Der Lustmolch

Ach, ist das schön, dich mal wieder zu sehen. Ich freue mich so, dass ich dich mal wieder anfassen darf. Ich kann doch mal streicheln, oder? Herrlich. Das haben wir ja schon lange nicht mehr gemacht.

Keine Sorge, mir geht es gut. Aber die Szene in dem Lokal in Berlin-Schöneberg, die hat mich dann doch ein wenig verstört.
Am Tisch vor mir saßen eine Frau, vielleicht zwischen 50 und 60 Jahre alt, und ein Mann, um die 70 oder eher 80. Für ihn muss dieses Treffen ein echtes Event gewesen sein, ein erotisches Event.
Sie bestellten sich Apfelsaft. Oder besser: Er bestellte Apfelsaft und beömmelte sich. Denn der Apfelsaft ist gar keiner, sondern irgendein Whisky-Gesöff.

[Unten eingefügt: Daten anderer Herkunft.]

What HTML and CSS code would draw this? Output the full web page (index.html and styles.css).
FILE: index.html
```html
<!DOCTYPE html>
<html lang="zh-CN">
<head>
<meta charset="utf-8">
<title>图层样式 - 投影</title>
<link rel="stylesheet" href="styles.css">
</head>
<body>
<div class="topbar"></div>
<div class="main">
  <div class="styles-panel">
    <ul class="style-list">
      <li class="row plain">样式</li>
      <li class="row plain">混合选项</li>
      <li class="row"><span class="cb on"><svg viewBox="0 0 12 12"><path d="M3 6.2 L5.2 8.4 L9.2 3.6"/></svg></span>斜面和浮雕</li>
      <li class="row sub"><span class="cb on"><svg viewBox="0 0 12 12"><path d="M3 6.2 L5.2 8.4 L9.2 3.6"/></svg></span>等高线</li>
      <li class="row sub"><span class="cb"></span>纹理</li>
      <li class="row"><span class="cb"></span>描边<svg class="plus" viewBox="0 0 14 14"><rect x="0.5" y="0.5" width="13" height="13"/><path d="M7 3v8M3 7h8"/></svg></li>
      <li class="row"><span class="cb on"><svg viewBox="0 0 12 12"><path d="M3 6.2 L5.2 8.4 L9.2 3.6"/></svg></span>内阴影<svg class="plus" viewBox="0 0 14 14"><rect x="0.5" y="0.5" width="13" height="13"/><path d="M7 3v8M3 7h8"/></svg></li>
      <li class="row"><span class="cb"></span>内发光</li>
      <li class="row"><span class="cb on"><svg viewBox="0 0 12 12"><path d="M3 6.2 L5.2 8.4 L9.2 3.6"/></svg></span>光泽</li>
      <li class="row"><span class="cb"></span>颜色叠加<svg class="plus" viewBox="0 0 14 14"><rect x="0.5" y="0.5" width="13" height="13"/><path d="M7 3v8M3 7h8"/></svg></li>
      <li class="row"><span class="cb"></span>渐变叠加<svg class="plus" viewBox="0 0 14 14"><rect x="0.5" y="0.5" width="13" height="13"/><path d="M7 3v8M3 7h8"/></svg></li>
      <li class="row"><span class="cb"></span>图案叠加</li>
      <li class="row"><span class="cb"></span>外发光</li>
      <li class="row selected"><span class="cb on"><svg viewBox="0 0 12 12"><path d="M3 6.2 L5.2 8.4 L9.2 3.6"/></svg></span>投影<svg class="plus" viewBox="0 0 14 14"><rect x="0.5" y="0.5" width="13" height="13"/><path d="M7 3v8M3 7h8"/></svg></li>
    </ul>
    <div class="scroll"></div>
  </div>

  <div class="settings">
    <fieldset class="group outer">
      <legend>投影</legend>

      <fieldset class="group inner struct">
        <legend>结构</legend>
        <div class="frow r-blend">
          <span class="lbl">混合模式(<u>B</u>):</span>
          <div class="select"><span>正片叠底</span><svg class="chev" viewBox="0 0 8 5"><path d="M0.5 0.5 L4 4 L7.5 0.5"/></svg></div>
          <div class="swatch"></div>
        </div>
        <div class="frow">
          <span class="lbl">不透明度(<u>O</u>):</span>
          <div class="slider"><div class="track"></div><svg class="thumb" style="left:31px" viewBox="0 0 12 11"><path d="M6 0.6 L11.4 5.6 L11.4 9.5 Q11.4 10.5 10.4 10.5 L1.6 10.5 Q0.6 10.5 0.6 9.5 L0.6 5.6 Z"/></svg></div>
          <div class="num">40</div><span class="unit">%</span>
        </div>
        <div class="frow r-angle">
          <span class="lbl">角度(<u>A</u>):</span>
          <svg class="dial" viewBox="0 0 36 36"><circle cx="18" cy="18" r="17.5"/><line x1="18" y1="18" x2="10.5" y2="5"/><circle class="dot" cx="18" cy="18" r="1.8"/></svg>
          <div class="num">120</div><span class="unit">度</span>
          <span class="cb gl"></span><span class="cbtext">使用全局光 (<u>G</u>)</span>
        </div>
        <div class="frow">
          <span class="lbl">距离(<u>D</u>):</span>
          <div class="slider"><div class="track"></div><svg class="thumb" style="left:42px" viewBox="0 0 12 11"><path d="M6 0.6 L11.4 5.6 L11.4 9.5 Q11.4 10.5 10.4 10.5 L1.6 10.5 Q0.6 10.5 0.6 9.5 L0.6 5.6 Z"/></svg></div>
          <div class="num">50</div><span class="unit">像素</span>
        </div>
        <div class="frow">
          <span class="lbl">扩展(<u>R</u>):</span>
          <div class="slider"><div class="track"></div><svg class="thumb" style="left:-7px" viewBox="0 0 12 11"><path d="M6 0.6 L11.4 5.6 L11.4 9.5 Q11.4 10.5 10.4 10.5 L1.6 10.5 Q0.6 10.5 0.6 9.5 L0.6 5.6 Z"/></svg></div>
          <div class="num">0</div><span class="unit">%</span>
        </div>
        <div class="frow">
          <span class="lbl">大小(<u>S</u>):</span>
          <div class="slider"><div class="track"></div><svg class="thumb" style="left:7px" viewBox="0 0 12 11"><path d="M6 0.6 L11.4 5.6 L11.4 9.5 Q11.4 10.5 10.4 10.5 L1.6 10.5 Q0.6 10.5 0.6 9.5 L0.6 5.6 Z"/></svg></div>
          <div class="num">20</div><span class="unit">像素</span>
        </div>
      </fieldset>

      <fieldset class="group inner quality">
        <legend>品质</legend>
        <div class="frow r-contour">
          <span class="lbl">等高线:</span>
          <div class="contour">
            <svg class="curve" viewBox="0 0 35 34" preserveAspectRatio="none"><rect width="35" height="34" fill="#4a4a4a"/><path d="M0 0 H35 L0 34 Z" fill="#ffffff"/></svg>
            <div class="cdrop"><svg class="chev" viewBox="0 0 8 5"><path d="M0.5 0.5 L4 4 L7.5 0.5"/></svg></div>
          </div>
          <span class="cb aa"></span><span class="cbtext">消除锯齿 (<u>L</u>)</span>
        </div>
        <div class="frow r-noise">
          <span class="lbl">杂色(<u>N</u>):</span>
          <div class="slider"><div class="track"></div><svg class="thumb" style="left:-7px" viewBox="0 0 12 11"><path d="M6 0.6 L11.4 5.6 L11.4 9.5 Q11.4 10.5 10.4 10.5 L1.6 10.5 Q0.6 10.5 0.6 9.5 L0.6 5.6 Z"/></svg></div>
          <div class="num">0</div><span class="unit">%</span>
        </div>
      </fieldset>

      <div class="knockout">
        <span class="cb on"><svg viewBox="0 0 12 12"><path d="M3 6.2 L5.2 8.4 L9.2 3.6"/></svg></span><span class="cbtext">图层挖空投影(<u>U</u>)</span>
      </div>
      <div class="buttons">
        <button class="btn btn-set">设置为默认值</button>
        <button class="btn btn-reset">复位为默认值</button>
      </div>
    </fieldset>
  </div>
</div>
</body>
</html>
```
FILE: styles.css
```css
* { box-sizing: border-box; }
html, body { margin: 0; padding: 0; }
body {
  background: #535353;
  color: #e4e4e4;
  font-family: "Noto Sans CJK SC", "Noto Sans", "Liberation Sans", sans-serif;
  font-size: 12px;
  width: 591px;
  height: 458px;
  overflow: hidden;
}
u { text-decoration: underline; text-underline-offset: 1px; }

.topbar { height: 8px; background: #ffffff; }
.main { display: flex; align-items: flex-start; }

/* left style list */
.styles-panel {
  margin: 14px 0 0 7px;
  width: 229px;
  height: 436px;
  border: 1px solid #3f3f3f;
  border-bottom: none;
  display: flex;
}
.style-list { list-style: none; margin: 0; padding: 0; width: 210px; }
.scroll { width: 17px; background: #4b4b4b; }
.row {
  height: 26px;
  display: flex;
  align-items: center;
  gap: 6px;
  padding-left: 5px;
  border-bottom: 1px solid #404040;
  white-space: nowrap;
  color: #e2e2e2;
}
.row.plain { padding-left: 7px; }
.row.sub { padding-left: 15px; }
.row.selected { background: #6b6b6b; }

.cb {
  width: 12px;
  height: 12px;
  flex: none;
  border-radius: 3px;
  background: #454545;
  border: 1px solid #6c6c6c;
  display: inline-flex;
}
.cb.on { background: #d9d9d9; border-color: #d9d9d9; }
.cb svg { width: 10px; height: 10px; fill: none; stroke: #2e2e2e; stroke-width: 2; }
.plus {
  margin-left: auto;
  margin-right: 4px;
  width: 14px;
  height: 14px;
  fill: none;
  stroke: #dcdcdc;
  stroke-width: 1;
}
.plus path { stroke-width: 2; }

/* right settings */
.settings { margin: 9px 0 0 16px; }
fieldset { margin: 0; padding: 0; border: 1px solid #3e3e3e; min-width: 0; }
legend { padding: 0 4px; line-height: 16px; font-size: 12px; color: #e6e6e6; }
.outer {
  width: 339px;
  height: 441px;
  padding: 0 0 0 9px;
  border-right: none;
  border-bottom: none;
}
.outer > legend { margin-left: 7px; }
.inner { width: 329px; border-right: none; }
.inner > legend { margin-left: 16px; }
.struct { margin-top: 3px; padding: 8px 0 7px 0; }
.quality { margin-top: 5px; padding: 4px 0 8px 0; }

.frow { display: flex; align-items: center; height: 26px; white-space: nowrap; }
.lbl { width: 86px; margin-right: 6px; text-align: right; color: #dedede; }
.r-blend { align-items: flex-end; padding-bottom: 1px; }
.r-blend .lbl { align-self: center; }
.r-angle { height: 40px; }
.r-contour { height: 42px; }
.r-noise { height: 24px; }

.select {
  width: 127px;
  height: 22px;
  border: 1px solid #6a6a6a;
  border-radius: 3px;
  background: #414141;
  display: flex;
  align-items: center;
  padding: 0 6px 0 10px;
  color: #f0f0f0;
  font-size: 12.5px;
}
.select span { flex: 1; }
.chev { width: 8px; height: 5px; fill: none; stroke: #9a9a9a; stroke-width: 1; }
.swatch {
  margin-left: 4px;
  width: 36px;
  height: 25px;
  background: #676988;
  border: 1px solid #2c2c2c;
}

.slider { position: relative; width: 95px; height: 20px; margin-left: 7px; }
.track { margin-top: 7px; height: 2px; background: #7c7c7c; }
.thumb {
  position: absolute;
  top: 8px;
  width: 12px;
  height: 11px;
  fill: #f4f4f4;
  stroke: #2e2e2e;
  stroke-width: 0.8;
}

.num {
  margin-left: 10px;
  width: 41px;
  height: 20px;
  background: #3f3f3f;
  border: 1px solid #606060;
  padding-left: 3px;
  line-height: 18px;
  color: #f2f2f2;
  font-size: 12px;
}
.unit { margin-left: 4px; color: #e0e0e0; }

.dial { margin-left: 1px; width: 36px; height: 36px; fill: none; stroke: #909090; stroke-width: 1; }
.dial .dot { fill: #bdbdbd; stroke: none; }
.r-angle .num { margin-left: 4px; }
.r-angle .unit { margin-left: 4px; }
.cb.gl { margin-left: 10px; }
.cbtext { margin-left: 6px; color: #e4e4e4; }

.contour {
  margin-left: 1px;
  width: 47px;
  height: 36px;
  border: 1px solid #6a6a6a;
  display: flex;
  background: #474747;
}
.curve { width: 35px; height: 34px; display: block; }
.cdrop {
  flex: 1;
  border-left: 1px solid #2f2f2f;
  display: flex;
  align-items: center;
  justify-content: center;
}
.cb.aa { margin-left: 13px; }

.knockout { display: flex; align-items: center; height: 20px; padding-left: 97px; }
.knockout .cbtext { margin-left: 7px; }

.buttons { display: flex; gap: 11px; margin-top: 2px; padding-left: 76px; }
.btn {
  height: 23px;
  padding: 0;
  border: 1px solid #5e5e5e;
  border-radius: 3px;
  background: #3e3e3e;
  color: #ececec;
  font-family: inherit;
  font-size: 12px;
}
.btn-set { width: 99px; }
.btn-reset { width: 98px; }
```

Zwischendurch sagte der Mann immer wieder, wie schön es doch sei, dass sich die beiden mal wiedersehen. Und immer wieder betatschte er ihren Arm und streichelte sie ein wenig. Im Gegensatz zu ihm waren die Worte der Frau kaum zu verstehen, weshalb auch unklar war, ob ihr das gefällt, was der Herr da machte.
Dass er sich freue, sie mal wieder zu sehen – und anfassen zu können – teilte er ihr alle paar Minuten mit.

Sie bestellten sich dann noch ein zweites Getränk, und er teilte ihr gleich mit, dass sie ja getrennt zahlen würden. Aber er freue sich ja so, dass sie endlich mal wieder zusammen sein können.
Es hat nur eine gute halbe Stunde gedauert, dann war das Treffen schon wieder beendet. Aber nicht, ohne dass er ihr mehrere Male mitgeteilt hat, dass er sich ja so gefreut hat, dass sie sich mal wieder gesehen haben. Und dass das ja so schön gewesen sei. Und ob er sie noch mal anfassen könne. Und ob er sie nach Hause begleiten dürfe. Und ob er noch mit nach oben kommen dürfe.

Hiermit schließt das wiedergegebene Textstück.